La mobilité des mineurs
L’objection parfois entendue comme quoi, avec ces surplus, il y aurait quelque chose de plus utile à faire et que le minage Bitcoin n’a donc pas de sens : s’il y avait quelque chose de plus utile, les mineurs seraient en concurrence avec un autre client et l’électricité en question ne saurait être qualifiée de surplus. C’est d’ailleurs pour cela que les mineurs vont s’installer dans des endroits improbables où aucune usine, aucun data center ne viendra s’installer à court terme : typiquement près d’une centrale hydroélectrique qui vient de se construire et n’est pas encore connectée à une demande suffisante. Par ailleurs, certains mineurs exploitent aussi des surplus de méthane en lieu et place des torchères, ce qui a pour effet de réduire les émissions de CO2 et de particules liées à ce méthane.

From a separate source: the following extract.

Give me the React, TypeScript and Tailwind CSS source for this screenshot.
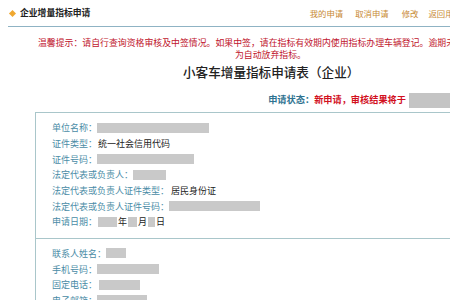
const Blank = ({ w, h = 'h-[10px]' }: { w: string; h?: string }) => (
  <span className={`inline-block ${w} ${h} bg-[#c9c9c9] align-middle`}></span>
);

const Row = ({ label, children }: { label: string; children?: React.ReactNode }) => (
  <div className="flex items-center h-[15.66px] whitespace-nowrap">
    <span className="text-[#4a8ca6]">{label}</span>
    {children}
  </div>
);

const App = () => {
  return (
    <div
      className="w-[450px] h-[300px] overflow-hidden bg-white text-[9px] leading-none"
      style={{ fontFamily: '"Noto Sans CJK SC", "Noto Sans", sans-serif' }}
    >
      {/* Header */}
      <div className="flex items-center h-[26px] pl-[10px] whitespace-nowrap">
        <span className="inline-block w-[5px] h-[5px] bg-[#f0a830] rotate-45 mr-[5px]"></span>
        <span className="font-bold text-[8.8px] text-[#222]">企业增量指标申请</span>
        <div className="ml-auto flex text-[#c88a34] text-[8.4px] -mr-[12px]">
          <span>我的申请</span>
          <span className="ml-[12px]">取消申请</span>
          <span className="ml-[13px]">修改</span>
          <span className="ml-[10px]">返回用户</span>
        </div>
      </div>
      <div className="ml-[8px] border-b border-[#8fb3c4]"></div>

      {/* Notice */}
      <div className="mt-[10px] text-[#c0142c] text-[8.9px] leading-[12px]">
        <div className="pl-[38px] w-[640px] whitespace-nowrap">
          温馨提示：请自行查询资格审核及中签情况。如果中签，请在指标有效期内使用指标办理车辆登记。逾期未使用的
        </div>
        <div className="pl-[235px] whitespace-nowrap">为自动放弃指标。</div>
      </div>

      {/* Title */}
      <div className="mt-[3px] pl-[183px] h-[16px] flex items-center text-[12.6px] font-medium text-[#222] whitespace-nowrap">
        小客车增量指标申请表（企业）
      </div>

      {/* Status */}
      <div className="mt-[12px] flex items-center justify-end h-[16px] font-bold text-[9.2px] whitespace-nowrap">
        <span className="text-[#2e7290]">申请状态：</span>
        <span className="text-[#d2101e]">新申请，审核结果将于</span>
        <span className="inline-block w-[41px] h-[15px] bg-[#c4c4c4] ml-[3px]"></span>
      </div>

      {/* Form */}
      <div className="mt-[4px] ml-[35px] border-t border-l border-[#a9c6ca]">
        <div className="pl-[16px] pt-[7px] pb-[8px] border-b border-[#a9c6ca]">
          <Row label="单位名称："><Blank w="w-[112px]" /></Row>
          <Row label="证件类型："><span className="ml-[1px] text-[#222]">统一社会信用代码</span></Row>
          <Row label="证件号码："><Blank w="w-[97px]" /></Row>
          <Row label="法定代表或负责人："><Blank w="w-[33px]" /></Row>
          <Row label="法定代表或负责人证件类型："><span className="ml-[2px] text-[#222]">居民身份证</span></Row>
          <Row label="法定代表或负责人证件号码："><Blank w="w-[91px]" /></Row>
          <Row label="申请日期：">
            <span className="ml-[1px]"></span>
            <Blank w="w-[19px]" />
            <span className="text-[#222] mx-[1px]">年</span>
            <Blank w="w-[9px]" />
            <span className="text-[#222] mx-[1px]">月</span>
            <Blank w="w-[7px]" />
            <span className="text-[#222] ml-[1px]">日</span>
          </Row>
        </div>
        <div className="pl-[16px] pt-[7px]">
          <Row label="联系人姓名："><Blank w="w-[20px]" /></Row>
          <Row label="手机号码："><Blank w="w-[62px]" /></Row>
          <Row label="固定电话："><span className="ml-[2px]"></span><Blank w="w-[41px]" /></Row>
          <Row label="电子邮箱："><Blank w="w-[50px]" /></Row>
        </div>
      </div>
    </div>
  );
};

export default App;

D’autres interviennent là où le méthane est directement relâché dans l’atmosphère : dans ce cas la réduction des gaz à effet de serre est considérable, car le méthane est 80 fois plus puissant que le CO2 en tant que gaz à effet de serre. Pour résumer, les mineurs cherchent les endroits où personne ne récupère l’énergie fatale, pour pouvoir négocier le meilleur prix. Si nécessaire, ils déplacent leurs équipements, qui sont presque toujours logés dans des containers pour assurer cette flexibilité géographique.